Toyota Motor Corp. and Mazda Motor Corp. agreed to broaden their partnership to share car technologies, potentially including new projects on fuel efficiency and safety.
The two Japanese automakers will set up a joint committee that will evaluate ways to utilize each other’s strengths, according to a joint press release issued Toyota and Mazda today. The partnership will result in “more appealing cars,” they said, without elaborating.
The latest agreement will build on previous cooperation between the two companies, under which Mazda licensed Toyota’s hybrid technology and some Toyota compact cars were produced at a Mazda factory in Mexico. Toyota’s President Akio Toyoda said today that the two companies shared the same vision and have earned trust through individual projects, and the time was ripe for them to collaborate to make better cars for the future.

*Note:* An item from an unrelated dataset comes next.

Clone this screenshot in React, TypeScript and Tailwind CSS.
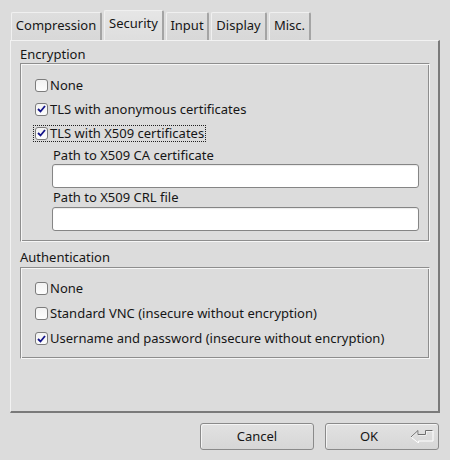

Toyota in January said it will make about 5,680 patents related to fuel-cell technology available royalty-free through 2020, to help speed the adoption of hydrogen-powered cars. While other automakers are investing in developing vehicles that run on alternative power, Mazda has focused on refining engine performance and has supplied its Skyactiv fuel-efficient technology to Nissan Motor Co.
Mazda is not considering a financial alliance with Toyota for now, Chief Executive Officer Masamichi Kogai said in Tokyo today.
Both Toyota’s Toyoda and Mazda’s Kogai today declined to comment on the possible products that will result from the partnership.